▸ What you should do
Among the lines of these entries, how many hold the word "this"? State only the number.

▸ Extracted entries
- - - -

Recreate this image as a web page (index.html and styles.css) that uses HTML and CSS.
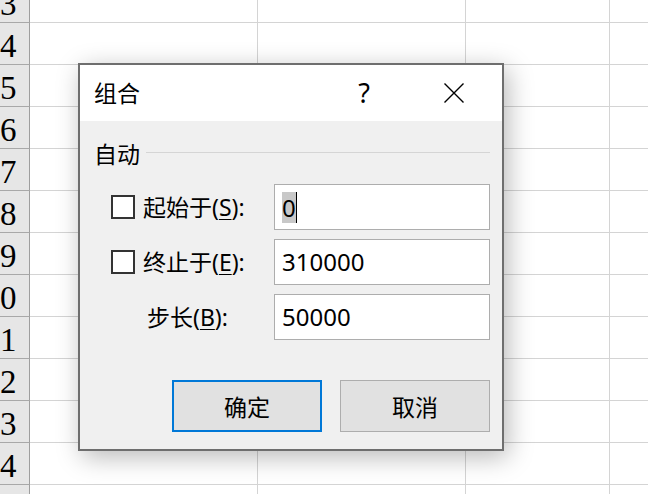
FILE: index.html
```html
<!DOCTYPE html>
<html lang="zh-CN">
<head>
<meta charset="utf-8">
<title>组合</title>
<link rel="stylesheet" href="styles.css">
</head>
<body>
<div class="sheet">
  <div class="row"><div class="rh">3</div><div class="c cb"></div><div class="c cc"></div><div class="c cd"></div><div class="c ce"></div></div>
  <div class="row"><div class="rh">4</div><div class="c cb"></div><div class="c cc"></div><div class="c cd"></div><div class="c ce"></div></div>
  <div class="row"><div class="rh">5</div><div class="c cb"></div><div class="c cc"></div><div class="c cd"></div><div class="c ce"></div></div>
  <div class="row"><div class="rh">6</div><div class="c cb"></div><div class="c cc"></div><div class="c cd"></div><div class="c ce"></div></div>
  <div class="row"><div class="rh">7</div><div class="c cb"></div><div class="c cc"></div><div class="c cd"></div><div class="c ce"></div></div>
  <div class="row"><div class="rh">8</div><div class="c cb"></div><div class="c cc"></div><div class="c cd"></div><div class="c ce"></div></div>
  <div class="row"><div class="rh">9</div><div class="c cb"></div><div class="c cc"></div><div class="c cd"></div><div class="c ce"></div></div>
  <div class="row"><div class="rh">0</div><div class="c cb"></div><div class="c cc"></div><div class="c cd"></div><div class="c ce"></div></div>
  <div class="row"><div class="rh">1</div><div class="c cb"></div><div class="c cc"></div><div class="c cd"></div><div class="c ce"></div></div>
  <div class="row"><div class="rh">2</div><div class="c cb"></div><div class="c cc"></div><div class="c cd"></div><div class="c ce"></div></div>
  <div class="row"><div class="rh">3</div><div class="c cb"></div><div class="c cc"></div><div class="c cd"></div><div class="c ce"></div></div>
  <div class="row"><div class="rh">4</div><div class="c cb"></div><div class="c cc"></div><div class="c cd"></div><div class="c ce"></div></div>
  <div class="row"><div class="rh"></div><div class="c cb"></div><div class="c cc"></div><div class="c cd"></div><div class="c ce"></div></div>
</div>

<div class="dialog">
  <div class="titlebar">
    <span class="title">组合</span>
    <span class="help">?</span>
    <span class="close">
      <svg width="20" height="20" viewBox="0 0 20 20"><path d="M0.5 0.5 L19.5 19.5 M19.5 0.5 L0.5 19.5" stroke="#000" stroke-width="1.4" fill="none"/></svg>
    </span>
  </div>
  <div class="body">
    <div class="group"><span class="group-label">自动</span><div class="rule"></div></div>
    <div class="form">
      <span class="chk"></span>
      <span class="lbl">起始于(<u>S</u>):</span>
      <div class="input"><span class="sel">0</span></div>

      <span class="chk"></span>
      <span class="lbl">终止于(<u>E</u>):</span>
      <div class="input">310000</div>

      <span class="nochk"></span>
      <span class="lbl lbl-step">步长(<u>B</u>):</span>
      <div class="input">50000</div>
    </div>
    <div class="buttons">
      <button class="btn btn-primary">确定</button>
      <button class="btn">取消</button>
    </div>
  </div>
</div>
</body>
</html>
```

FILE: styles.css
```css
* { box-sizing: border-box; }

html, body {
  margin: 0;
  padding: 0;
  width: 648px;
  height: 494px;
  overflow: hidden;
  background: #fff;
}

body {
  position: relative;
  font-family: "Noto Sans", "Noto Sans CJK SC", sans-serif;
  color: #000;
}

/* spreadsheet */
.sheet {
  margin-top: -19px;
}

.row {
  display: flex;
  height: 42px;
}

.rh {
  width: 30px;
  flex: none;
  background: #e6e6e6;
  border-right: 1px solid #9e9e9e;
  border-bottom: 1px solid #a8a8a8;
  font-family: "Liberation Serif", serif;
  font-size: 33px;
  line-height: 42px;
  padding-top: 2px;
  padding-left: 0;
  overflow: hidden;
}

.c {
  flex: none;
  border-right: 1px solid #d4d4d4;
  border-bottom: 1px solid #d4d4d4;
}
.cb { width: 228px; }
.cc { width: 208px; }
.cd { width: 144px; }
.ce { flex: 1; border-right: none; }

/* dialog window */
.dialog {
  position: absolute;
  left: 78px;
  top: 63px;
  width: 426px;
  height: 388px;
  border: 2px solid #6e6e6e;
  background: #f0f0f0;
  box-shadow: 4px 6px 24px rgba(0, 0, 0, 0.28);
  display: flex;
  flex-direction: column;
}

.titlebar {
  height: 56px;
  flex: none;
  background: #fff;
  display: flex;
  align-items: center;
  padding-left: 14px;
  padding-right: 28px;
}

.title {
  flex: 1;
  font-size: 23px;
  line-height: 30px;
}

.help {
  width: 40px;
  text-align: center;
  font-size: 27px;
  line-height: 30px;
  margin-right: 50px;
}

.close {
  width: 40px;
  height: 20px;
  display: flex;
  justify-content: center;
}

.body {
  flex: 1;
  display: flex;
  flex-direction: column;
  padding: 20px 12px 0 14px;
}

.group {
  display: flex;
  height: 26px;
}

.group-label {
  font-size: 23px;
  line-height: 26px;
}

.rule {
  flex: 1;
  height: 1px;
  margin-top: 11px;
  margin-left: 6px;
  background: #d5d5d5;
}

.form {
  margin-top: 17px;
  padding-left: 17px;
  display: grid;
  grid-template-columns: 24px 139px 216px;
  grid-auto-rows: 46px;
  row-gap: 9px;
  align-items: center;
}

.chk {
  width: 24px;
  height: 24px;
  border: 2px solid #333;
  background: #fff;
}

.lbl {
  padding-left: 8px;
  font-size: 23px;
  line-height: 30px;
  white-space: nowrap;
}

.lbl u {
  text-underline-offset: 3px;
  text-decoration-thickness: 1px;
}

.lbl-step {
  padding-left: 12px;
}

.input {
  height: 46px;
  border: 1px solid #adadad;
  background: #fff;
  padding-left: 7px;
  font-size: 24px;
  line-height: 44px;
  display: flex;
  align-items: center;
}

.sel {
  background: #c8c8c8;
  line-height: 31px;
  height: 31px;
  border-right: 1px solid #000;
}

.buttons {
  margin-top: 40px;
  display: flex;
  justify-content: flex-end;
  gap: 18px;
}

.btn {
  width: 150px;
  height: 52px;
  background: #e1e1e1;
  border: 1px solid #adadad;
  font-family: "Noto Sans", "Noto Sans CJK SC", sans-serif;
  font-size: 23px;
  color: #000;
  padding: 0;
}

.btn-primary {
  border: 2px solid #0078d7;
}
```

- - - -

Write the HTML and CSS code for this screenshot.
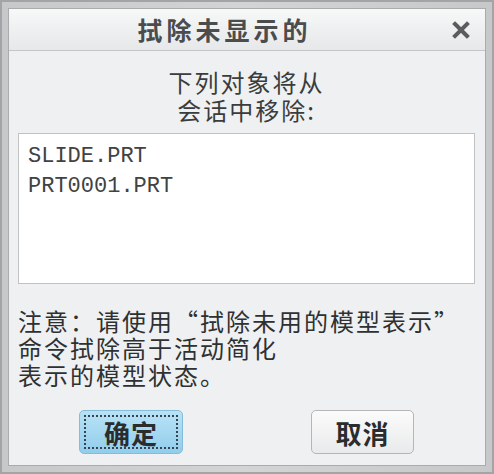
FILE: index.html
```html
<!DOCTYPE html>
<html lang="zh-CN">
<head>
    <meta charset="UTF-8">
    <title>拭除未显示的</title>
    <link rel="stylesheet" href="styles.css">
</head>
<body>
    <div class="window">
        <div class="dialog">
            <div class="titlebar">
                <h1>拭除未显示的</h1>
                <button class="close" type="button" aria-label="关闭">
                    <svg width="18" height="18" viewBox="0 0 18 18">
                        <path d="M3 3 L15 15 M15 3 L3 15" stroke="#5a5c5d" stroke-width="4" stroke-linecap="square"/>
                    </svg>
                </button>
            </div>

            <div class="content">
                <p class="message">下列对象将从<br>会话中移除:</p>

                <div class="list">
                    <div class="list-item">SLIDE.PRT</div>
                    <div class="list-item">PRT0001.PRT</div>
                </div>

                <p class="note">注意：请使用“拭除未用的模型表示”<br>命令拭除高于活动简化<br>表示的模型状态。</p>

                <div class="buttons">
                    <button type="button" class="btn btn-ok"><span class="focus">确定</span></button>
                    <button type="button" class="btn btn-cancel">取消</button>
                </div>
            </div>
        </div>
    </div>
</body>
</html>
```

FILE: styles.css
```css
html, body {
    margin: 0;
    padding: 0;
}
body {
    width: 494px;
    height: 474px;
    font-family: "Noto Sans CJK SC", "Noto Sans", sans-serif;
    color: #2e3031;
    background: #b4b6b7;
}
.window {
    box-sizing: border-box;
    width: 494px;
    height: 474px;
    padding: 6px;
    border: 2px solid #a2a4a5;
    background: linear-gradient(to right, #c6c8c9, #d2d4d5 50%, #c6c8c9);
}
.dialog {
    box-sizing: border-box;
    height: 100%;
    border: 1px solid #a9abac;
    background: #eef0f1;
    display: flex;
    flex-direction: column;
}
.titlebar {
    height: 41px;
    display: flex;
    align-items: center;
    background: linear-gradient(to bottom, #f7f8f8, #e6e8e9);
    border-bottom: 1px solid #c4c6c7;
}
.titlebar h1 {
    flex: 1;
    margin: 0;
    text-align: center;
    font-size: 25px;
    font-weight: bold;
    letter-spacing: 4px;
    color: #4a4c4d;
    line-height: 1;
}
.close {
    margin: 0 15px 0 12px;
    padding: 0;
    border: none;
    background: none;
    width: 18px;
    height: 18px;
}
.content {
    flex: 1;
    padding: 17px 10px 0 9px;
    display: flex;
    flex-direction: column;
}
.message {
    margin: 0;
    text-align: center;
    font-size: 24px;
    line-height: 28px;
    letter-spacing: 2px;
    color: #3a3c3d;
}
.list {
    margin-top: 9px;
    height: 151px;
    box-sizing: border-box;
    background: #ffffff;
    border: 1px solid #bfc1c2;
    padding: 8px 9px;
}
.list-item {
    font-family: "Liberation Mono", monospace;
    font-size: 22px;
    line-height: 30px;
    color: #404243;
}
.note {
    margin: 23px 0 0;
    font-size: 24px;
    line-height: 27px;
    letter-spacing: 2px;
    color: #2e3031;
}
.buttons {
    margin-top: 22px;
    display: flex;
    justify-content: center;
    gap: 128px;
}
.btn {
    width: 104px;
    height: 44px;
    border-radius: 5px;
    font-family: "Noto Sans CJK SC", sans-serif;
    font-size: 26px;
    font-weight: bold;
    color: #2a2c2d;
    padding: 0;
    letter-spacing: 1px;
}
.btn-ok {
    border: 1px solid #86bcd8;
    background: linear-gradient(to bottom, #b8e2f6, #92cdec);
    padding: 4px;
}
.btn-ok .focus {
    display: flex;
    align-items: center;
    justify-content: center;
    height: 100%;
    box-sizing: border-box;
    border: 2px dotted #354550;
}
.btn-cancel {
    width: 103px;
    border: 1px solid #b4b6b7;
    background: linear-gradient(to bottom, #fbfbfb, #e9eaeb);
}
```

- - - -

▸ Full response
2